THE PROBLEM: Drop every picture, then transcribe the remaining data exactly.

DATA PROVIDED:
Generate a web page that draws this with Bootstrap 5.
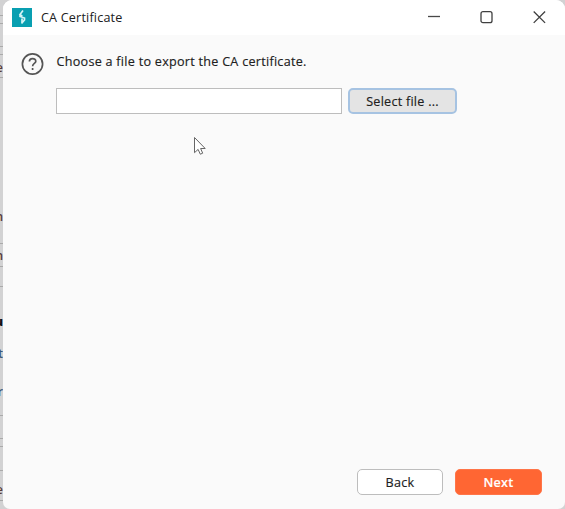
<!DOCTYPE html>
<html lang="en">
<head>
<meta charset="utf-8">
<title>CA Certificate</title>
<link href="https://cdn.jsdelivr.net/npm/bootstrap@5.3.0/dist/css/bootstrap.min.css" rel="stylesheet">
<style>
body{width:565px;height:509px;background:#d2d2d3;font-family:"Open Sans","Noto Sans",sans-serif;font-size:12.6px;line-height:18px;color:#202020}
.desktop{width:565px;height:509px}
.behind{width:3px;font-size:12px;font-weight:600;color:#593c38}
.behind span{position:absolute;right:0;line-height:14px}
.behind .dark{color:#111;font-weight:800}
.behind .blue{color:#3d5878}
.behind hr{position:absolute;left:0;width:3px;margin:0;border-color:#aaa;opacity:1}
.window{background:#fafafa;border-radius:9px 9px 7px 7px}
.titlebar{height:35px;background:#fff;padding-left:9px}
.caption{margin-left:9px;letter-spacing:.18px}
.ctl{width:52.5px}
.content-pane{padding:18px 23px 14px 18px}
.prompt{font-weight:500;-webkit-text-stroke:.15px #202020;white-space:nowrap;letter-spacing:.27px;position:relative;left:.5px}
.fields{margin-top:17px;gap:6px}
.file-input{width:286px;height:26px;border:1px solid #bdbdbd;border-radius:0;background:#fff}
.prompt-body{margin-left:11px}
.help-icon{margin-top:-1px}
.act{height:26px;padding:1px 0 0;font-size:12.6px;line-height:22px;border-radius:5px;font-weight:500;color:#202020;-webkit-text-stroke:.15px currentColor;letter-spacing:.25px}
.pick{width:109px;background:#e4e4e4;border:2px solid #a6c3e2}
.back{width:86px;background:#fff;border:1px solid #bdbdbd}
.next{width:87px;background:#ff6633;border:1px solid #ff7548;color:#fff;font-weight:600}
.footer-actions{gap:12px}
.pointer{left:191px;top:136px}
</style>
</head>
<body class="m-0 overflow-hidden">
<div class="desktop d-flex position-relative">
  <div class="behind position-relative overflow-hidden flex-shrink-0" aria-hidden="true">
    <hr style="top:15px"><hr style="top:23px"><hr style="top:46px"><hr style="top:54px"><span style="top:61px">e</span><hr style="top:77px">
    <span style="top:210px">n</span><hr style="top:243px"><span style="top:249px">n</span><hr style="top:266px"><hr style="top:286px"><span class="dark" style="top:315px">u</span><span class="blue" style="top:347px">t</span><span class="blue" style="top:385px">r</span><hr style="top:415px"><hr style="top:438px"><hr style="top:446px"><hr style="top:470px"><span style="top:483px">e</span><hr style="top:500px">
  </div>
  <main class="window flex-grow-1 d-flex flex-column overflow-hidden">
    <header class="titlebar d-flex align-items-center flex-shrink-0">
      <svg width="20" height="20" viewBox="0 0 20 20"><rect y="-1" width="20" height="20" fill="#099fb1"/><path d="M11 2.5L8 6.5l2.3 1.7M8 6.5v2l4.5 1.5v2L9.5 15.5M10 10.5v4" fill="none" stroke="#d5f3f5" stroke-width="1.7"/></svg>
      <span class="caption">CA Certificate</span>
      <div class="ms-auto d-flex">
        <span class="ctl text-center"><svg width="14" height="14" viewBox="0 0 14 14" fill="none" stroke="#484848" stroke-width="1.3"><path d="M1 5.5h12"/></svg></span>
        <span class="ctl text-center"><svg width="14" height="14" viewBox="0 0 14 14" fill="none" stroke="#404040" stroke-width="1.3"><rect x="2" y=".7" width="11" height="11" rx="2"/></svg></span>
        <span class="ctl text-center"><svg width="14" height="14" viewBox="0 0 14 14" fill="none" stroke="#404040" stroke-width="1.3"><path d="M1.7.5l11.4 11.4M13.1.5L1.7 11.9"/></svg></span>
      </div>
    </header>
    <section class="content-pane flex-grow-1 d-flex flex-column">
      <div class="d-flex">
        <svg class="help-icon flex-shrink-0" width="24" height="24" viewBox="0 0 24 24" fill="none" stroke="#555" stroke-width="1.7"><circle cx="11.5" cy="12" r="10.1"/><path d="M8.4 9.5c0-4 6.4-3.8 6.4-.3 0 2.2-3.2 2.2-3.2 5M11.6 16v2"/></svg>
        <div class="prompt-body">
          <div class="prompt">Choose a file to export the CA certificate.</div>
          <div class="d-flex fields">
            <input class="file-input form-control p-0" aria-label="File">
            <button class="btn act pick flex-shrink-0">Select file ...</button>
          </div>
        </div>
      </div>
      <footer class="footer-actions mt-auto d-flex justify-content-end">
        <button class="btn act back">Back</button>
        <button class="btn act next">Next</button>
      </footer>
    </section>
  </main>
  <svg class="pointer position-absolute" width="16" height="22" viewBox="0 0 16 22"><path d="M3.5 1.5v15.2l3.6-3.3 2.2 4.8 2.4-1-2.1-4.7h4.6z" fill="#fff" stroke="#666" stroke-width="1"/></svg>
</div>
<script src="https://cdn.jsdelivr.net/npm/bootstrap@5.3.0/dist/js/bootstrap.bundle.min.js"></script>
</body>
</html>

ANSWER BELOW:
Generate a web page that draws this with Bootstrap 5.
<!DOCTYPE html>
<html lang="en">
<head>
<meta charset="utf-8">
<title>CA Certificate</title>
<link href="https://cdn.jsdelivr.net/npm/bootstrap@5.3.0/dist/css/bootstrap.min.css" rel="stylesheet">
<style>
body{width:565px;height:509px;background:#d2d2d3;font-family:"Open Sans","Noto Sans",sans-serif;font-size:12.6px;line-height:18px;color:#202020}
.desktop{width:565px;height:509px}
.behind{width:3px;font-size:12px;font-weight:600;color:#593c38}
.behind span{position:absolute;right:0;line-height:14px}
.behind .dark{color:#111;font-weight:800}
.behind .blue{color:#3d5878}
.behind hr{position:absolute;left:0;width:3px;margin:0;border-color:#aaa;opacity:1}
.window{background:#fafafa;border-radius:9px 9px 7px 7px}
.titlebar{height:35px;background:#fff;padding-left:9px}
.caption{margin-left:9px;letter-spacing:.18px}
.ctl{width:52.5px}
.content-pane{padding:18px 23px 14px 18px}
.prompt{font-weight:500;-webkit-text-stroke:.15px #202020;white-space:nowrap;letter-spacing:.27px;position:relative;left:.5px}
.fields{margin-top:17px;gap:6px}
.file-input{width:286px;height:26px;border:1px solid #bdbdbd;border-radius:0;background:#fff}
.prompt-body{margin-left:11px}
.help-icon{margin-top:-1px}
.act{height:26px;padding:1px 0 0;font-size:12.6px;line-height:22px;border-radius:5px;font-weight:500;color:#202020;-webkit-text-stroke:.15px currentColor;letter-spacing:.25px}
.pick{width:109px;background:#e4e4e4;border:2px solid #a6c3e2}
.back{width:86px;background:#fff;border:1px solid #bdbdbd}
.next{width:87px;background:#ff6633;border:1px solid #ff7548;color:#fff;font-weight:600}
.footer-actions{gap:12px}
.pointer{left:191px;top:136px}
</style>
</head>
<body class="m-0 overflow-hidden">
<div class="desktop d-flex position-relative">
  <div class="behind position-relative overflow-hidden flex-shrink-0" aria-hidden="true">
    <hr style="top:15px"><hr style="top:23px"><hr style="top:46px"><hr style="top:54px"><span style="top:61px">e</span><hr style="top:77px">
    <span style="top:210px">n</span><hr style="top:243px"><span style="top:249px">n</span><hr style="top:266px"><hr style="top:286px"><span class="dark" style="top:315px">u</span><span class="blue" style="top:347px">t</span><span class="blue" style="top:385px">r</span><hr style="top:415px"><hr style="top:438px"><hr style="top:446px"><hr style="top:470px"><span style="top:483px">e</span><hr style="top:500px">
  </div>
  <main class="window flex-grow-1 d-flex flex-column overflow-hidden">
    <header class="titlebar d-flex align-items-center flex-shrink-0">
      <svg width="20" height="20" viewBox="0 0 20 20"><rect y="-1" width="20" height="20" fill="#099fb1"/><path d="M11 2.5L8 6.5l2.3 1.7M8 6.5v2l4.5 1.5v2L9.5 15.5M10 10.5v4" fill="none" stroke="#d5f3f5" stroke-width="1.7"/></svg>
      <span class="caption">CA Certificate</span>
      <div class="ms-auto d-flex">
        <span class="ctl text-center"><svg width="14" height="14" viewBox="0 0 14 14" fill="none" stroke="#484848" stroke-width="1.3"><path d="M1 5.5h12"/></svg></span>
        <span class="ctl text-center"><svg width="14" height="14" viewBox="0 0 14 14" fill="none" stroke="#404040" stroke-width="1.3"><rect x="2" y=".7" width="11" height="11" rx="2"/></svg></span>
        <span class="ctl text-center"><svg width="14" height="14" viewBox="0 0 14 14" fill="none" stroke="#404040" stroke-width="1.3"><path d="M1.7.5l11.4 11.4M13.1.5L1.7 11.9"/></svg></span>
      </div>
    </header>
    <section class="content-pane flex-grow-1 d-flex flex-column">
      <div class="d-flex">
        <svg class="help-icon flex-shrink-0" width="24" height="24" viewBox="0 0 24 24" fill="none" stroke="#555" stroke-width="1.7"><circle cx="11.5" cy="12" r="10.1"/><path d="M8.4 9.5c0-4 6.4-3.8 6.4-.3 0 2.2-3.2 2.2-3.2 5M11.6 16v2"/></svg>
        <div class="prompt-body">
          <div class="prompt">Choose a file to export the CA certificate.</div>
          <div class="d-flex fields">
            <input class="file-input form-control p-0" aria-label="File">
            <button class="btn act pick flex-shrink-0">Select file ...</button>
          </div>
        </div>
      </div>
      <footer class="footer-actions mt-auto d-flex justify-content-end">
        <button class="btn act back">Back</button>
        <button class="btn act next">Next</button>
      </footer>
    </section>
  </main>
  <svg class="pointer position-absolute" width="16" height="22" viewBox="0 0 16 22"><path d="M3.5 1.5v15.2l3.6-3.3 2.2 4.8 2.4-1-2.1-4.7h4.6z" fill="#fff" stroke="#666" stroke-width="1"/></svg>
</div>
<script src="https://cdn.jsdelivr.net/npm/bootstrap@5.3.0/dist/js/bootstrap.bundle.min.js"></script>
</body>
</html>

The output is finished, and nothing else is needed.